Tutsaklar için hazırladı
Abdullah Öcalan’a yönelik tecridi kınayan Meryem, yıllardır Kürt halkına yönelik de tecrit uygulandığını sözlerine ekliyor. Tecridin tüm tutsaklara yönelik de uygulandığını belirten Meryem, şu ifadeleri kullanıyor: “Tutsaklarımızın ömrü zaten dört duvar arasında geçiyor. Yıllardır tutsaklar. Kürt oldukları için, düşüncelerinden dolayı tutuklanmışlar. Bir taş atıyorlar çocuklarımıza 30 yıl ceza veriyorlar. Kürtlerin sesinin çıkmasını istemiyorlar. Bugün cezaevlerinde hasta tutsaklar da var ve bırakılmıyorlar. Ancak taciz, tecavüz, uyuşturucu faillerini hemen bırakıyorlar. Biz Kürt’üz dedikleri için bırakılmıyorlar. Tüm ailelere çağrım, tutsaklara sahip çıksınlar. Her kes ayağa kalkmalı. Bugün 7’den 70’e herkes ayağa kalkıp ‘tecridi kabul etmiyoruz’ demeliydi. Bu yüzden de öncelikli talebimiz Önderlik üzerindeki tecridin bir an önce kalkması. Tutsaklar yalnız bırakılmasın ve evde oturmayalım. Kimin elinden ne geliyorsa onu yapmalı. Ben de kendi kilamlarımla tutsakların sesi olmak istiyorum. Sesimizi birleştirdiğimizde o zaman tutsakların da sesi olabiliriz. Bu gün herkesin gidip başlatılan nöbete katılması gerekir.”

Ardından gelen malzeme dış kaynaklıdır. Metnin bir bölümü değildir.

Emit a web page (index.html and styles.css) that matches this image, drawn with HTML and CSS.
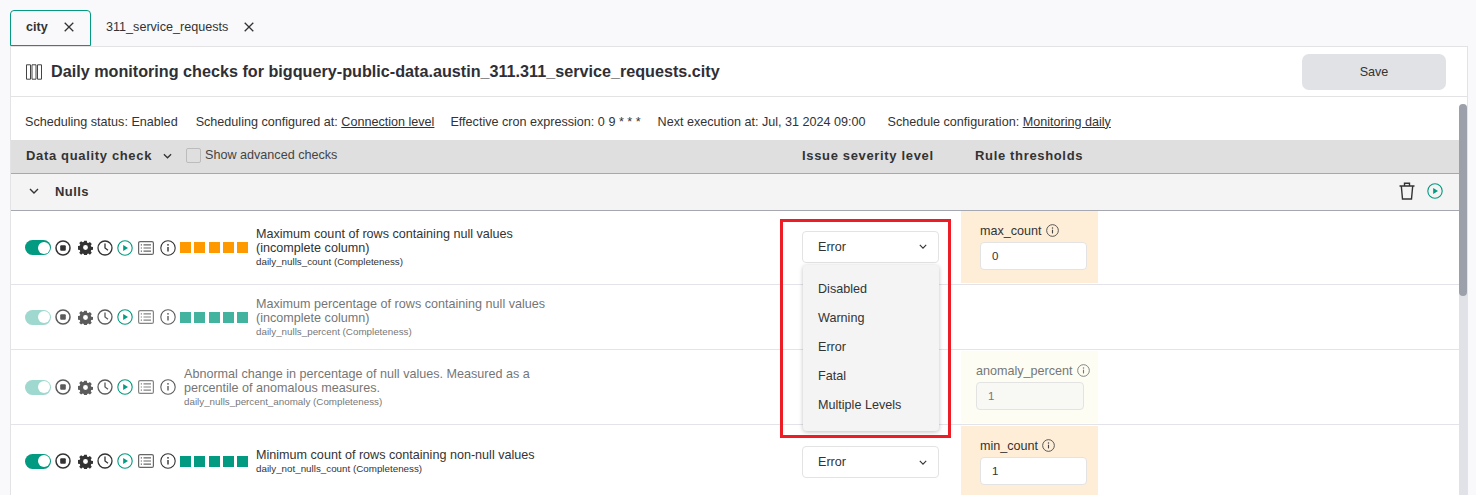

Meryem, bu sözlerinin ardından tutsaklar için hazırladığı kilamını seslendirdi.
Koruculuk dayatması, göç, tutuklama
Kurdistan’ın her yerinde devletin zulmünün devam ettiğini dile getiren Meryem, geçmiş dönemlerde boşaltılan köylere dikkat çekiyor. 1988 yılında devletin baskısından dolayı Şirnex’in Elkê (Beytüşşebap) ilçesine bağlı Mezra köyünden göç ederek Adana’ya gitmek zorunda kalan Meryem, “O dönemde devlet bize koruculuğu dayatıyordu. Ancak biz kabul etmedik ve köyümüzden çıkmak zorunda kaldık, köylüler Adana ve Mersin’e gitti. Bu baskılardan dolayı kardeşim Sultan PKK’ye katıldı. Devlet anneme ‘sen kızını göndermişsin’ diyordu. Bu yüzden 98’da annem alındı ve ona işkence yaptılar. JİTEM naylon yakıp annemin boynuna damlatıyordu. Annem alındığında ben Wan’da evliydim, 2007’de annem Qazê Özlü bir kez daha tutuklandı ve o zaman 60 yaşındaydı. 4 yıl 4 ay Adana Karataş Cezaevi’nde kaldı. Annemin görüşü için buradan Adana’ya gidiyordum. Bir gün yine annemin görüşüne gittiğimde eylem yaptıkları gerekçesi ile görüşe çıkmalarına izin vermediler. Görüşe izin vermediklerinde ben de dışarıda bir taşın üzerine oturup annem için bir şarkı söyledim. 25 gün Adana’da annemi bekledim görüşmek için. Bu yüzden ben kilamlarımı döneme göre söylüyorum” diyerek yaşadıklarını özetliyor.
Bu sözlerinin ardından Meryem, bu kez de annesi için hazırladığı kilamını seslendirdi.
‘Zincirleri kırsınlar’
Önüne birçok engel çıkığını dile getiren Meryem, söz konusu engelleri tanımadığını ve bunlar akaşrı mücadele ettiğini belirtiyor. Meryem son olarak şöyle diyor: “Denbêjlikle içimdeki acıları dile getiriyorum. Bu yüzden de önüme engel çıkarmaya kalkanları da tanımadım, dikkate almadım. O zinciri kırdım. Tüm kadınlara da çağrım önlerine çıkan engelleri, zincirleri tanımasınlar, kırsınlar.”